There was stunned silence in the Parade Ground. Rowan relieved the Commandant of command and then relinquished command of the garrison to his 2i/c, Lt. Fess Aaronson, now Capt. Aaronson, the man who carried the initial request for help to the Commandant. Rowan kicked the Commandant again, and who among us would not have done the same? And then he tore the insignia from his sleeves, dropped them and the medals on the Commandant and turned away. He asked that the dead at Messton and beside the track on the way home be buried with respect and all honours and then he simply walked away.
***
The Commandant is in chains in the dungeon, awaiting courtmartial, as he should be. The injured men are finally being taken care of properly and Rowan has slipped out of the garrison, headed for home.
Farran Endelsson
***
Excerpt from private journal of Lt. Fess Aaronson
The Commandant has refused Rowan’s request for urgent assistance for his men at Messton.

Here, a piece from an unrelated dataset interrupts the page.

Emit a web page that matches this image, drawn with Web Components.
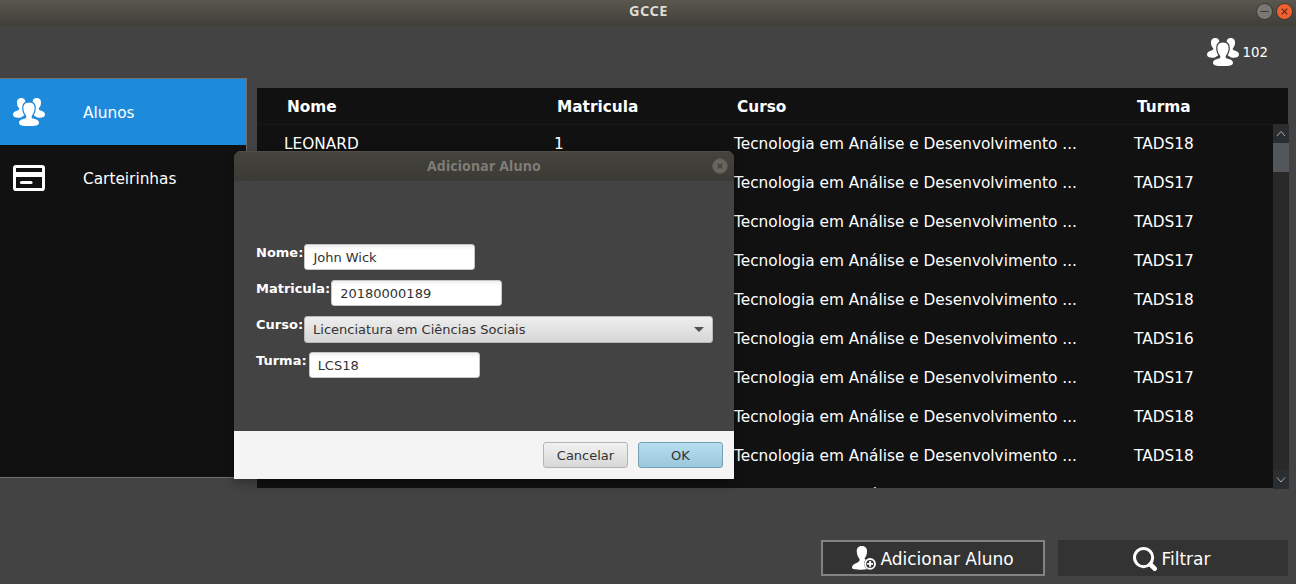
<!DOCTYPE html>
<html lang="pt-BR">
<head>
<meta charset="utf-8">
<title>GCCE</title>
<style>
html,body{margin:0;height:100%;overflow:hidden;background:#434343}
body{font-family:"DejaVu Sans",sans-serif;color:#fff}
</style>
</head>
<body>
<gcce-window></gcce-window>
<script>
const ICONS={
people:`<svg viewBox="0 0 32 28" fill="#fff"><path d="M8.200 0C4.900 0 3.800 2.500 4 5c.1 2.200.8 3.800 2 5.100.7 1.100.1 1.900-1.500 2.400C1.500 13.400 0 14.500 0 16.500c0 2.300 2.300 3.200 5.200 3.200 2 0 3.400-.5 4.300-1.300.7-.5 1.300-.9 1.900-1.100C9.700 15 9.100 12.200 9.200 9.600c.1-2.700 1.200-4.900 3.200-5.900C12.100 1.500 11 0 8.200 0z"/><path d="M23.800 0c3.300 0 4.400 2.500 4.200 5-.1 2.200-.8 3.800-2 5.100-.7 1.100-.1 1.900 1.500 2.400 3 .9 4.500 2 4.500 4 0 2.300-2.300 3.200-5.200 3.200-2 0-3.400-.5-4.300-1.300-.7-.5-1.300-.9-1.900-1.100 1.700-2.300 2.300-5.100 2.200-7.700-.1-2.700-1.200-4.900-3.200-5.900C19.900 1.500 21 0 23.800 0z"/><path d="M16 4.400c-4.300 0-5.800 2.800-5.600 5.900.1 2.700.9 5 2.300 6.700 1.100 1.600.9 3.100-.5 3.600C8.500 21.400 6 22.400 6 24.900 6 27.200 9.800 28 16 28s10-.8 10-3.100c0-2.500-2.500-3.500-6.200-4.300-1.400-.5-1.600-2-.5-3.600 1.400-1.700 2.200-4 2.300-6.700.2-3.100-1.300-5.900-5.600-5.900z"/></svg>`,
card:`<svg viewBox="0 0 32 26"><rect x="1.500" y="1.500" width="29" height="23" rx="1.600" fill="none" stroke="#fff" stroke-width="3"/><path d="M3 7h26v5H3z" fill="#fff"/><path d="M8.500 17.500h9.500" stroke="#fff" stroke-width="3.200" stroke-linecap="round"/></svg>`,
add:`<svg viewBox="0 0 24 24"><path fill="#fff" d="M9.800 0C5.900 0 4.600 2.600 4.800 5.600c.1 2.900.9 5.100 2.300 6.700 1.100 1.600.6 3.100-1.600 4.100C2.500 17.700 0 18.900 0 21.800c0 1.500 4 1.900 9.500 1.900 2 0 4-.1 5.500-.4a6.700 6.700 0 0 1-2.900-5.500c0-1.600.6-3 1.500-4.100-1-.6-1.200-1.200-.6-1.900 1.300-1.600 1.900-3.500 2-6.200C15.200 2.600 13.700 0 9.800 0z"/><circle cx="18.100" cy="17.900" r="4.900" fill="#333" stroke="#fff" stroke-width="1.900"/><path d="M18.100 15v5.800M15.200 17.900H21" stroke="#fff" stroke-width="1.900"/></svg>`,
search:`<svg viewBox="0 0 24 24" fill="none" stroke="#fff"><circle cx="10.600" cy="10.600" r="9.100" stroke-width="3"/><path d="M17.500 17.500l4.200 4.200" stroke-width="4.600" stroke-linecap="round"/></svg>`
};
function define(name,render){
  customElements.define(name,class extends HTMLElement{
    connectedCallback(){
      if(this.shadowRoot)return;
      const root=this.attachShadow({mode:'open'});
      const t=document.createElement('template');
      t.innerHTML=render(this);
      root.append(t.content.cloneNode(true));
    }
  });
}
define('app-icon',el=>`<style>:host{display:block;flex:none}svg{display:block;width:100%;height:100%}</style>${ICONS[el.getAttribute('name')]}`);

define('title-bar',()=>`<style>
:host{box-sizing:border-box;height:26px;display:grid;grid-template-columns:60px 1fr 60px;align-items:center;background:linear-gradient(#5a574e,#3f3e39);padding-bottom:4px}
b{grid-column:2;text-align:center;font:bold 14.500px/18px "Noto Sans",sans-serif;letter-spacing:.5px;color:#dfdbd2;margin-left:1px;padding-bottom:2px}
div{display:flex;gap:3px;justify-content:flex-end;padding-right:3px}
svg{width:17px;height:17px;display:block}
</style><b><slot></slot></b><div>
<svg viewBox="0 0 17 17"><circle cx="8.500" cy="8.500" r="8" fill="#797872" stroke="#363530"/><path d="M4.500 8.500h8" stroke="#3c3b37"/></svg>
<svg viewBox="0 0 17 17"><circle cx="8.500" cy="8.500" r="8" fill="#f1602f" stroke="#363530"/><path d="M5.700 5.700l5.600 5.600m0-5.600l-5.600 5.600" stroke="#55291b" stroke-width="1.200"/></svg></div>`);

define('side-item',el=>`<style>
:host{display:flex;align-items:center;height:66px;padding-left:13px;font-size:15.330px}
:host([active]){background:#1e8adc}
app-icon{width:32px;height:${el.getAttribute('h')}px}
span{margin-left:38px;padding-top:1px}
</style><app-icon name="${el.getAttribute('icon')}"></app-icon><span><slot></slot></span>`);

define('side-menu',()=>`<style>
:host{display:block;box-sizing:border-box;width:247px;height:400px;margin-top:52px;background:#111;border:solid #717171;border-width:1px 1px 1px 0}
</style><slot></slot>`);

define('student-row',el=>{
 const c=(el.getAttribute('cells')||'').split('|');
 return `<style>:host{display:grid;grid-template-columns:270px 180px 400px 1fr;height:39px;line-height:41px;padding-left:27px;font-size:15.330px;white-space:pre}</style>${c.map(x=>`<span>${x}</span>`).join('')}`;
});

define('scroll-rail',()=>`<style>
:host{display:grid;grid-template-rows:19px 1fr 19px;width:16px;height:365px;background:#292929}
div{display:grid;place-items:center;background:#2a2e31}
svg{width:10px;height:7px}
section i{display:block;height:29px;background:#53565a}
</style><div><svg viewBox="0 0 10 7" fill="none" stroke="#aaa"><path d="M1 6l4-4.500L9 6"/></svg></div><section><i></i></section><div><svg viewBox="0 0 10 7" fill="none" stroke="#aaa"><path d="M1 1.500L5 6l4-4.500"/></svg></div>`);

const turmas=['TADS18','TADS17','TADS17','TADS17','TADS18','TADS16','TADS17','TADS18','TADS18',''];
define('student-table',()=>`<style>
:host{display:block;width:1032px;height:401px}
header{box-sizing:border-box;display:grid;grid-template-columns:270px 180px 400px 1fr;width:1031px;height:36px;line-height:39px;padding-left:30px;background:#111;font-weight:bold;font-size:15.330px}
main{display:flex}
.rows{box-sizing:border-box;width:1016px;height:364px;overflow:hidden;background:#111;border-top:1px solid #181818}
student-row:first-child{margin-top:-1px}
</style><header><span>Nome</span><span>Matricula</span><span>Curso</span><span>Turma</span></header>
<main><div class="rows">${turmas.map((t,i)=>`<student-row cells="${i?'|':'LEONARD|1'}|Tecnologia em Análise e Desenvolvimento ...|${t}"></student-row>`).join('')}</div><scroll-rail></scroll-rail></main>`);

define('action-button',el=>`<style>
:host{box-sizing:border-box;display:flex;align-items:center;justify-content:center;gap:4px;height:36px;background:#333;font-size:17px;padding-top:1px}
:host([focused]){border:2px solid #828282;padding-top:0}
app-icon{width:24px;height:24px}
:host(:not([focused])) app-icon{margin-left:-2px}
span{padding-top:1px}
</style><app-icon name="${el.getAttribute('icon')}"></app-icon><span><slot></slot></span>`);

define('form-field',el=>{
 const sel=el.hasAttribute('select');
 return `<style>
:host{display:flex;height:36px;font-size:13px}
b{line-height:17px}
div{box-sizing:border-box;display:flex;align-items:center;justify-content:space-between;width:${sel?409:171}px;height:${sel?27:26}px;margin-left:${el.getAttribute('gap')||1}px;padding:${sel?'0 8px 1px':'1px 8px 0'};border:1px solid ${sel?'#b9b9b9':'#c6c6c6'};border-radius:3px;color:#323232;background:${sel?'linear-gradient(#eee,#d6d6d6)':'linear-gradient(#efefef,#fff 5px)'}}
i{border:5px solid transparent;border-top-color:#505050;border-bottom:0}
</style><b>${el.getAttribute('label')}</b><div><span><slot></slot></span>${sel?'<i></i>':''}</div>`;
});

define('dialog-button',()=>`<style>
:host{box-sizing:border-box;display:block;width:85px;height:26px;line-height:25px;text-align:center;font-size:13px;color:#323232;border:1px solid #b4b4b4;border-radius:3px;background:linear-gradient(#f1f1f1,#d8d8d8)}
:host([primary]){border-color:#789fb0;background:linear-gradient(#b6def0,#9bc7dc)}
</style><slot></slot>`);

define('student-dialog',()=>`<style>
:host{display:flex;flex-direction:column;width:500px;height:328px;border-radius:7px 7px 0 0;box-shadow:0 4px 12px rgba(0,0,0,.3);background:#434343;overflow:hidden}
header{box-sizing:border-box;display:grid;grid-template-columns:30px 1fr 30px;align-items:center;height:30px;background:linear-gradient(#45433d,#3b3a36);border-top:1px solid #504e48;padding-bottom:2px}
header b{grid-column:2;text-align:center;font:bold 14px/20px "Noto Sans",sans-serif;letter-spacing:.2px;color:#807d78}
svg{width:16px;height:16px;margin-left:8px}
main{height:186px;box-sizing:border-box;flex:1;padding:63px 0 0 22px}
footer{display:flex;gap:10px;justify-content:flex-end;box-sizing:border-box;height:48px;padding:11px 11px;background:#f4f4f4}
</style><header><b>Adicionar Aluno</b><svg viewBox="0 0 16 16"><circle cx="8" cy="8" r="7.500" fill="#69665f" stroke="#57544d"/><path d="M5.500 5.500l5 5m0-5l-5 5" stroke="#3c3b37" stroke-width="1.200"/></svg></header>
<main><form-field label="Nome:">John Wick</form-field><form-field label="Matricula:">20180000189</form-field><form-field label="Curso:" select>Licenciatura em Ciências Sociais</form-field><form-field label="Turma:" gap="2">LCS18</form-field></main>
<footer><dialog-button>Cancelar</dialog-button><dialog-button primary>OK</dialog-button></footer>`);

define('gcce-window',()=>`<style>
:host{display:block;position:relative;width:1296px;height:584px;overflow:hidden;background:#434343}
.body{display:flex;gap:10px}
.right{width:1032px}
.count{box-sizing:border-box;display:flex;justify-content:flex-end;align-items:center;gap:4px;height:62px;padding:0 21px 10px 0;font-size:13.300px}
.count app-icon{width:32px;height:28px}
.actions{display:flex;justify-content:flex-end;gap:13px;margin-top:51px;padding-right:1px}
.actions :first-child{width:224px}.actions :last-child{width:230px}
student-dialog{position:absolute;left:234px;top:151px}
</style><title-bar>GCCE</title-bar>
<div class="body"><side-menu><side-item icon="people" h="28" active>Alunos</side-item><side-item icon="card" h="26">Carteirinhas</side-item></side-menu>
<div class="right"><div class="count"><app-icon name="people"></app-icon><span>102</span></div><student-table></student-table>
<div class="actions"><action-button icon="add" focused>Adicionar Aluno</action-button><action-button icon="search">Filtrar</action-button></div></div></div>
<student-dialog></student-dialog>`);
</script>
</body>
</html>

It is inconceivable, but he has refused it.
I begged him to send the reserve troopers, even though it is virtually certain that there will be no survivors, but he will not. Not even to try & pursue Duke Rollo & avenge our brave men. He will not explain his refusal & has ordered Thom Blunt & Bryn Harssen & myself to have no contact with the garrison as our wounds are treated. We’ve arrived back from Messton, exhausted, injured & distraught with the knowledge that our friends and comrades are surely dead, but we’d certainly expected that they would be afforded the respect, honour and dignity in death that they deserve.
I cannot believe it. He has refused the request. Why would he? It is beyond comprehension.
***
The Commandant has remained steadfast in his refusal to send the backup troops to Messton in spite of all I can say or do. Rowan sent me, as he believed the Commandant would only listen to an officer. But the bastard won’t listen to me. I’ve failed my best friend & I’ve failed the troopers too.
***
Sgt. Crenna Piersson of Den Mellar has returned to the garrison with Tr. Sammi Avensson of Den Tillot & Tr. Thorl Thorsson of Den Col, and the incredible news that many of our men at Messton are still alive. Of course there’ve been deaths from injuries received in the battle, but there’s been no further attack by Duke Rollo’s forces & the man has retreated towards Plait after murdering his own wounded troops. It is as incomprehensible as everything else. Rowan has repeated his request for urgent assistance to our injured men & it seems that he’s taken a small force in pursuit of Rollo, hoping to capture him before he can escape from Wirran. Brave, brave man. He’s injured as all of the men at Messton are, and I fear he and his little troop will not return.